* BEGIN *

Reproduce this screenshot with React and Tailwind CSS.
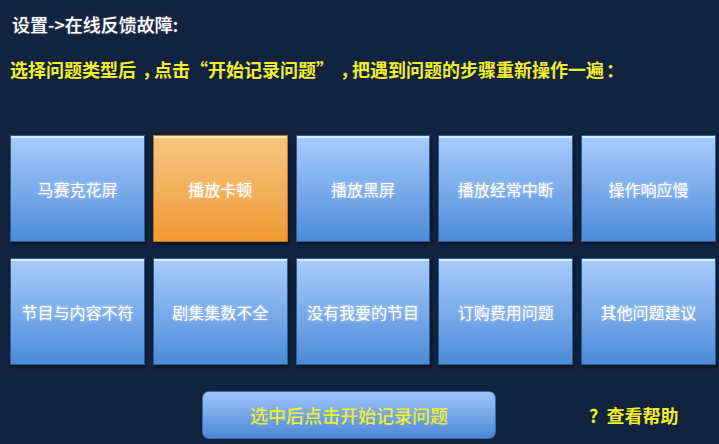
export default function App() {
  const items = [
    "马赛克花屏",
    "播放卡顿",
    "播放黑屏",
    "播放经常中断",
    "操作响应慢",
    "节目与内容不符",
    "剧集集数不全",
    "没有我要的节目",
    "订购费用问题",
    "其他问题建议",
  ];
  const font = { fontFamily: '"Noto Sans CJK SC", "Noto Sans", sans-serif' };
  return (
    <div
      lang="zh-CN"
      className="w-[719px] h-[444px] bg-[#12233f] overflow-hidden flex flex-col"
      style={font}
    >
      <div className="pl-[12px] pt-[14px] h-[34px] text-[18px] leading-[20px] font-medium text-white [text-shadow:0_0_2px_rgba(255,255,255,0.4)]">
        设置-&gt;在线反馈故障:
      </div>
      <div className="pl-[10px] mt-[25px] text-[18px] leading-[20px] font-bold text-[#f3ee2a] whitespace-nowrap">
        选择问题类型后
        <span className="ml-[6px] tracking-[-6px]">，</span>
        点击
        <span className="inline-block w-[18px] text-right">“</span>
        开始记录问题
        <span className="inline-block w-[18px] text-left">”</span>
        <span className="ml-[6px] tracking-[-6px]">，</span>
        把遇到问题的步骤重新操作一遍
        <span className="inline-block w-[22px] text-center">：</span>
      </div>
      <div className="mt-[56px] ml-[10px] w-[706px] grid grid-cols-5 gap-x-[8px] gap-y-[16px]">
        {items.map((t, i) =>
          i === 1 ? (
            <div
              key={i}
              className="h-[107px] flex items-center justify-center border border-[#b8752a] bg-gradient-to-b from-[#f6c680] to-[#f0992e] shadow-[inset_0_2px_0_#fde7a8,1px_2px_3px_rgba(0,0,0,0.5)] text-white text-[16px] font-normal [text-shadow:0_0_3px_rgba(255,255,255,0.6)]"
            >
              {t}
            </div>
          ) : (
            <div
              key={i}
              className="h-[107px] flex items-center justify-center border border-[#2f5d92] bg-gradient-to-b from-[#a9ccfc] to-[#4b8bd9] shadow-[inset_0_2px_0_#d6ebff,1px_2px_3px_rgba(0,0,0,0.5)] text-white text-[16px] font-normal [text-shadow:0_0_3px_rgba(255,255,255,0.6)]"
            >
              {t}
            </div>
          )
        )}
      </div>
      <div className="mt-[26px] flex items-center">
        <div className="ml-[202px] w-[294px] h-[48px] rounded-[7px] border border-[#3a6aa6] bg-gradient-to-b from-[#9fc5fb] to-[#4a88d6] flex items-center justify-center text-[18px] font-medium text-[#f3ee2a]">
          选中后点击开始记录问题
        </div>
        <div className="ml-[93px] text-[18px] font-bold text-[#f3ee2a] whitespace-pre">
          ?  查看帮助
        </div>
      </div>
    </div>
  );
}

* END *
* BEGIN *

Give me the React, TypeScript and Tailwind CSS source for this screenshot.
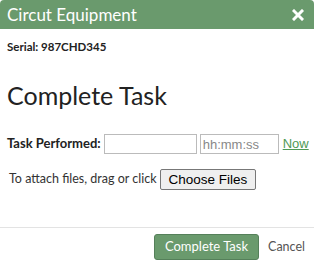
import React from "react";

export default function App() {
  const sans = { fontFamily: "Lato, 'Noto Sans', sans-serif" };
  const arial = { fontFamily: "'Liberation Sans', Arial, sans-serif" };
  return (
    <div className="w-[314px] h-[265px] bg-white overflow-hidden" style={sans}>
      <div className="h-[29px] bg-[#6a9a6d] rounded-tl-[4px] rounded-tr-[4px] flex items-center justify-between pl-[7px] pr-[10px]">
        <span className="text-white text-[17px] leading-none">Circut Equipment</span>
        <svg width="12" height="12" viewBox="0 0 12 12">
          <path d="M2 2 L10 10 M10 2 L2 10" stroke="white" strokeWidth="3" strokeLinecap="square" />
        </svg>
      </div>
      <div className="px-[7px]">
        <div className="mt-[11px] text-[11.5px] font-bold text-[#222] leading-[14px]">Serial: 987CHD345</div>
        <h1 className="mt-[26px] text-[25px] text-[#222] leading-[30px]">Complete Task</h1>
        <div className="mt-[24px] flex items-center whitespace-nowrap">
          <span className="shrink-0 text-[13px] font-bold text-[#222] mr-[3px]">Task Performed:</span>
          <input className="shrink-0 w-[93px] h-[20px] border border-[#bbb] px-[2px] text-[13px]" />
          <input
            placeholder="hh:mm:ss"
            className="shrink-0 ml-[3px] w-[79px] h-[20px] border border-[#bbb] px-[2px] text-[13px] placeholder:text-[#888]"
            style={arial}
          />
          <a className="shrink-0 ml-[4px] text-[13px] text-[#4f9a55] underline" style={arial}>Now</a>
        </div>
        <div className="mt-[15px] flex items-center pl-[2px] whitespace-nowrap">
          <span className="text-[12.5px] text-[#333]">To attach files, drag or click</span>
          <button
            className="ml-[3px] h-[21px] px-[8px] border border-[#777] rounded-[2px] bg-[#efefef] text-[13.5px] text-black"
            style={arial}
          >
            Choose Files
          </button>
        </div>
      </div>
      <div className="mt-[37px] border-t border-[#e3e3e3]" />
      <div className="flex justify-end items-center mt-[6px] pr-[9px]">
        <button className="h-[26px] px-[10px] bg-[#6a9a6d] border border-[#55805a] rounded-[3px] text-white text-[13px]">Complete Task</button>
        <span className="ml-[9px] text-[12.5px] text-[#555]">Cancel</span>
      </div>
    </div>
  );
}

* END *
* BEGIN *

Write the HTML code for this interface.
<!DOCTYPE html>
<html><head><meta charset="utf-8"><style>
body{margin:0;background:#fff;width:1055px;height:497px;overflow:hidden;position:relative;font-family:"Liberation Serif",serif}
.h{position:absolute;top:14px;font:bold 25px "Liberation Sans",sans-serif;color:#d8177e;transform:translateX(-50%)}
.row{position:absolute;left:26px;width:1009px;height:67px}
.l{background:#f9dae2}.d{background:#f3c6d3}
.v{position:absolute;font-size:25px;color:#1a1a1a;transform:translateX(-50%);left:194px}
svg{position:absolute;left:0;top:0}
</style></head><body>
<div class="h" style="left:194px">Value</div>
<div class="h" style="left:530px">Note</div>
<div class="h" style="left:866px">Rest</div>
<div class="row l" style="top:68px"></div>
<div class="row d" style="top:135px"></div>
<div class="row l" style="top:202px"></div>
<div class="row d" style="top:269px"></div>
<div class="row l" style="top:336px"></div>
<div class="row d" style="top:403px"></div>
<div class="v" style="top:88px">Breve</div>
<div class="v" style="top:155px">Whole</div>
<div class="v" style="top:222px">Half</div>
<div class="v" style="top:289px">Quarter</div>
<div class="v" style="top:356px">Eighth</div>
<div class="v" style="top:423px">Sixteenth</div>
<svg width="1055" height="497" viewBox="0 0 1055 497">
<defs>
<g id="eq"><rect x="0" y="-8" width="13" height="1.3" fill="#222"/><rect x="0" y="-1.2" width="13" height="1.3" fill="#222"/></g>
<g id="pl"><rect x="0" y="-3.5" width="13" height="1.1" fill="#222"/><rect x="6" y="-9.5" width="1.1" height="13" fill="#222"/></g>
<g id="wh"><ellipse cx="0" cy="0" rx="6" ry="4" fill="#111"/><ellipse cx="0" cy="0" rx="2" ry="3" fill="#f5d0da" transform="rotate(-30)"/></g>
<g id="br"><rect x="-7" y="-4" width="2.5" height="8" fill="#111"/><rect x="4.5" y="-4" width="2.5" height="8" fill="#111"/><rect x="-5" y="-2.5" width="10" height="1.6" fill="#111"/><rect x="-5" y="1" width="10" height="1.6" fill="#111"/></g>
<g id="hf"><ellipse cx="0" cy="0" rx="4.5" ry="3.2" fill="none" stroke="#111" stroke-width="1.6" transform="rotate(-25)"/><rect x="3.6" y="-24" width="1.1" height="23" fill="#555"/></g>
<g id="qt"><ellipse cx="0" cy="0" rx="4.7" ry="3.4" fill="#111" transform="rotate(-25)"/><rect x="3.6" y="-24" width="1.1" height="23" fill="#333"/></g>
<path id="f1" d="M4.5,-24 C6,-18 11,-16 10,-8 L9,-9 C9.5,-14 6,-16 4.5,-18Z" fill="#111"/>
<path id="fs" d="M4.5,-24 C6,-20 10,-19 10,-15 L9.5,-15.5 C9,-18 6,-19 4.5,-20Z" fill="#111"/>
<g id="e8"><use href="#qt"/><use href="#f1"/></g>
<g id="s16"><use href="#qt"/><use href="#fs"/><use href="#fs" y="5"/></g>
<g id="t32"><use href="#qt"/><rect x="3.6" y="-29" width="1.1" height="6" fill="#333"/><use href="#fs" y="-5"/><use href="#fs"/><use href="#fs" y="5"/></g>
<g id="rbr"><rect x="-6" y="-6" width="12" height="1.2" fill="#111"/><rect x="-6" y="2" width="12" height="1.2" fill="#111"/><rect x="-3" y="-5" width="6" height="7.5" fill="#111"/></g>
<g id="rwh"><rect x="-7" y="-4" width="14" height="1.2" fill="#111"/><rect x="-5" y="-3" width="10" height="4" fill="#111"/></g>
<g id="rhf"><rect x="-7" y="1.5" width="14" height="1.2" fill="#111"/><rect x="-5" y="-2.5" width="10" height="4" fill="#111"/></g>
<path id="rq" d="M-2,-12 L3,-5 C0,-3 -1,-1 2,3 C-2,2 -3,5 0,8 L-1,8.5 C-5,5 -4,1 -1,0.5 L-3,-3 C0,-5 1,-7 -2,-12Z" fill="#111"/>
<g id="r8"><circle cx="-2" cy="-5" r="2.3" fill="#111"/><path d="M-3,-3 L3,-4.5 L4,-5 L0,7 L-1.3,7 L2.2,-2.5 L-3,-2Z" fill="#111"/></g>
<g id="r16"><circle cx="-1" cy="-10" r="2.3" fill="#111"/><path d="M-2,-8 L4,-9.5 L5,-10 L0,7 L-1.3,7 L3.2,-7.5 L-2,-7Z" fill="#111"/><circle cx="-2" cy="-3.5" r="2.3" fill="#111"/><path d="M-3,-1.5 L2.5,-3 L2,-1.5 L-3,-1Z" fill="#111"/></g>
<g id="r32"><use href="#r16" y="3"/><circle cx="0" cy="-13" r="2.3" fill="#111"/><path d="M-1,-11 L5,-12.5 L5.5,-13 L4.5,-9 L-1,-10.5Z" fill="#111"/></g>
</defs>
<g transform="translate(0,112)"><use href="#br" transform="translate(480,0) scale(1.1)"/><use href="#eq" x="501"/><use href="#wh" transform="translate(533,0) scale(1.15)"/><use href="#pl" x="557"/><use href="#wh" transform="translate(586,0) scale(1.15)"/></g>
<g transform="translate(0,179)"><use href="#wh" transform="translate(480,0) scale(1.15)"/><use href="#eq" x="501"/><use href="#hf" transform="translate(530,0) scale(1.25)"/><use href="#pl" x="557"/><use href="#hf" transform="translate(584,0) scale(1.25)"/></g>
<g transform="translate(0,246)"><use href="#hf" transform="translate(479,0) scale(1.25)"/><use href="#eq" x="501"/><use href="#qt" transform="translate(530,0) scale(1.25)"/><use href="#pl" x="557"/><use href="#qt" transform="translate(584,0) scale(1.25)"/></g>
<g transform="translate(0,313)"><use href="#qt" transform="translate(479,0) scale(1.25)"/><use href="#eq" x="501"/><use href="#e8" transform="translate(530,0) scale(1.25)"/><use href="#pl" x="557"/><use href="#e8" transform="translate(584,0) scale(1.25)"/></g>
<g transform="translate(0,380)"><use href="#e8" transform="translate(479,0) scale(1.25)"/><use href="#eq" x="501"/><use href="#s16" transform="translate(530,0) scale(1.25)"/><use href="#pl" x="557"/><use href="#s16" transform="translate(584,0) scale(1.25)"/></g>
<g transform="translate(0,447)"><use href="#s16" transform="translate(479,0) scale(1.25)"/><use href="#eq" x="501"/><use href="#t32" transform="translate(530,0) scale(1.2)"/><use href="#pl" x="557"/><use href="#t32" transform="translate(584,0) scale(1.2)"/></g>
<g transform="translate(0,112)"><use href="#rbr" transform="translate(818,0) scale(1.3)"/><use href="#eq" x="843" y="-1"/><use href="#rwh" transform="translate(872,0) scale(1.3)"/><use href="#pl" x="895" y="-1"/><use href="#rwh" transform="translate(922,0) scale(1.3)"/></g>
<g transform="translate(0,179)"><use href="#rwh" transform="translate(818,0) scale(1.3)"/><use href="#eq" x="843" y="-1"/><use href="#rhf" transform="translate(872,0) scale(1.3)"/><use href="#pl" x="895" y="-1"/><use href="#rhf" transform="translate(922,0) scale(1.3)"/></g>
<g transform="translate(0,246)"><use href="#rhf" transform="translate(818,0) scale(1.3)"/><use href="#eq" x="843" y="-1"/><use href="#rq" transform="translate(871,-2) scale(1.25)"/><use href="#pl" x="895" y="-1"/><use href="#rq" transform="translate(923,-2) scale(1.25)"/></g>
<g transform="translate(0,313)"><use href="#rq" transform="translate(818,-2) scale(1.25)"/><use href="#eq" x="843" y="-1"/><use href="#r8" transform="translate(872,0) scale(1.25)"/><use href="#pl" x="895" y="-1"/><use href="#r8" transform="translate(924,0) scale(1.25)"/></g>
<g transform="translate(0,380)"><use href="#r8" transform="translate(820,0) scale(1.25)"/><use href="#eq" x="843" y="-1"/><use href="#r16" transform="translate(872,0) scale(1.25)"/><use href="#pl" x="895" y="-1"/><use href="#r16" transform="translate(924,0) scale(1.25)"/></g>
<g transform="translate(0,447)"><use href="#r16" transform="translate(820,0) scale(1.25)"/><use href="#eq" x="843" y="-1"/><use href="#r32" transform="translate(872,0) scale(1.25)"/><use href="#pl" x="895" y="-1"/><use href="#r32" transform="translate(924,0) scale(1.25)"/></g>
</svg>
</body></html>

* END *

→ **TASK DIRECTIONS**:
From the records above, extract the lines from the one holding "Give me the" through the one holding "import React from", word for word; omit the pictures.

→ **RESULT**:
Give me the React, TypeScript and Tailwind CSS source for this screenshot.
import React from "react";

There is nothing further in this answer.